STORED DATA:
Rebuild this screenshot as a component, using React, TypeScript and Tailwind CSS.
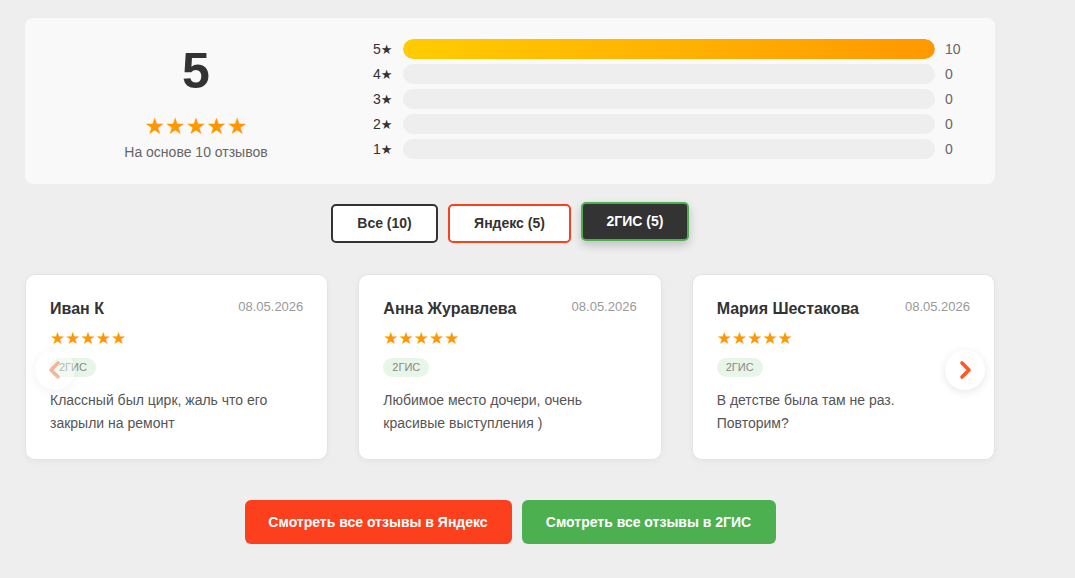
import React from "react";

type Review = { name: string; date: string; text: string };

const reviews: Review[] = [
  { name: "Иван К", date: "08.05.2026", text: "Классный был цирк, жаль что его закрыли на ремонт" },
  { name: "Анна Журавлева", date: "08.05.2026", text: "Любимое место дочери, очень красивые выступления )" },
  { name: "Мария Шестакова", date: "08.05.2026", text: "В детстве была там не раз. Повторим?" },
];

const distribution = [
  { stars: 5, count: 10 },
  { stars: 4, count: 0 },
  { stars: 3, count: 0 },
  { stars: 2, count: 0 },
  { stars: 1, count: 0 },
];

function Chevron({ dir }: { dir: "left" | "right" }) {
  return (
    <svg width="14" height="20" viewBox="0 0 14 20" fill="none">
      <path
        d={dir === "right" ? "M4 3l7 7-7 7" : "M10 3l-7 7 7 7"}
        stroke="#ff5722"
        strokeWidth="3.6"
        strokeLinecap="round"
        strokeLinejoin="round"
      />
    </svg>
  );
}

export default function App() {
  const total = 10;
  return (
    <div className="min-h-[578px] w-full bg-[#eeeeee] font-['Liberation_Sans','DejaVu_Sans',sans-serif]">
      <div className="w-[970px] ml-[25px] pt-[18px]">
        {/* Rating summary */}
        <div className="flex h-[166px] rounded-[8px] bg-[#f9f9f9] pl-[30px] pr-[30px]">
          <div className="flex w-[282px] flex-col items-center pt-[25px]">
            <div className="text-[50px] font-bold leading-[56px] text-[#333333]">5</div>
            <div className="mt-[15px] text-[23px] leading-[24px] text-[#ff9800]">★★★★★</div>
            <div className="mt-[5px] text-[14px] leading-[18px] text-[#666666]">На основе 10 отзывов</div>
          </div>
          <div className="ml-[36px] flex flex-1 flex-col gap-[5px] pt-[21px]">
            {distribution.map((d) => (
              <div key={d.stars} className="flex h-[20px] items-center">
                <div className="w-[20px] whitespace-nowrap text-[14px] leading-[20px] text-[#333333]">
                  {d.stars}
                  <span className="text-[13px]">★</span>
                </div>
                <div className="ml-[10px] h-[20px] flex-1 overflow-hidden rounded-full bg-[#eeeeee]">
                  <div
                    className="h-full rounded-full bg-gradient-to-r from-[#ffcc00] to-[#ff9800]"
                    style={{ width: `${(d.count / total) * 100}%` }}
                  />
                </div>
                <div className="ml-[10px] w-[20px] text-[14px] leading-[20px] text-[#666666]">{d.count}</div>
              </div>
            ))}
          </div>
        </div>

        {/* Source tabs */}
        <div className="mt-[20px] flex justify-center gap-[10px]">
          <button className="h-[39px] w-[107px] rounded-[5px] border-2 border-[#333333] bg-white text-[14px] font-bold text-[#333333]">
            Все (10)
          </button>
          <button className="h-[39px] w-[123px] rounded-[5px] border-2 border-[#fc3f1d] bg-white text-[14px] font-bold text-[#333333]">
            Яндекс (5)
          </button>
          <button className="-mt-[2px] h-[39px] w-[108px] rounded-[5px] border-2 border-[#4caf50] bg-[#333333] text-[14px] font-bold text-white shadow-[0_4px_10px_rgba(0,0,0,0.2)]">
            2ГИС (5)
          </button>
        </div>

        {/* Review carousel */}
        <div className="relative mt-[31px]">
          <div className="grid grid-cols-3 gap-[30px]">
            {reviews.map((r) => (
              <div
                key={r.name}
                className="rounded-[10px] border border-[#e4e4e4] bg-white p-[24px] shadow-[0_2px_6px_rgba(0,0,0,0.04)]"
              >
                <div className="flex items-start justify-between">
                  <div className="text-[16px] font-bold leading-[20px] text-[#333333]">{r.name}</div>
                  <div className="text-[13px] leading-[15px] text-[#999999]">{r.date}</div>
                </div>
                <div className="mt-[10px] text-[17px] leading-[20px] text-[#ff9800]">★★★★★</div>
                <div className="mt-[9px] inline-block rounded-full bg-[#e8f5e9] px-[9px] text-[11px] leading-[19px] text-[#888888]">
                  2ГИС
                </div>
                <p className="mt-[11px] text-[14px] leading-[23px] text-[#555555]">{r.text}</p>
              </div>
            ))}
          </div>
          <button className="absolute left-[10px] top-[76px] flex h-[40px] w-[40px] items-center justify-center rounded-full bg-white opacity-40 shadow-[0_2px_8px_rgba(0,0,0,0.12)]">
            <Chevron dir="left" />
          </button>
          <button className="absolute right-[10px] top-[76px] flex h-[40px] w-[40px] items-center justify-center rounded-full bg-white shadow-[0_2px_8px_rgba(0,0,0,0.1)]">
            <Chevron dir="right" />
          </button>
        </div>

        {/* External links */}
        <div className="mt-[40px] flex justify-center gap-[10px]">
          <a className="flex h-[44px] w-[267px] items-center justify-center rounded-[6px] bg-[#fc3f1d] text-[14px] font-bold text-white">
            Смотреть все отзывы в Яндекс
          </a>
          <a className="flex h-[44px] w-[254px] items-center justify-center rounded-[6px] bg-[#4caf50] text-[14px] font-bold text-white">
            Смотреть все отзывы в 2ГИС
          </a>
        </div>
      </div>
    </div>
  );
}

EXERCISE AIM: Leave out any pictures and return exactly the lines from the beginning of the data through the line with "string; date: string;", inclusive.

RESULT OF THIS EXERCISE:
Rebuild this screenshot as a component, using React, TypeScript and Tailwind CSS.
import React from "react";

type Review = { name: string; date: string; text: string };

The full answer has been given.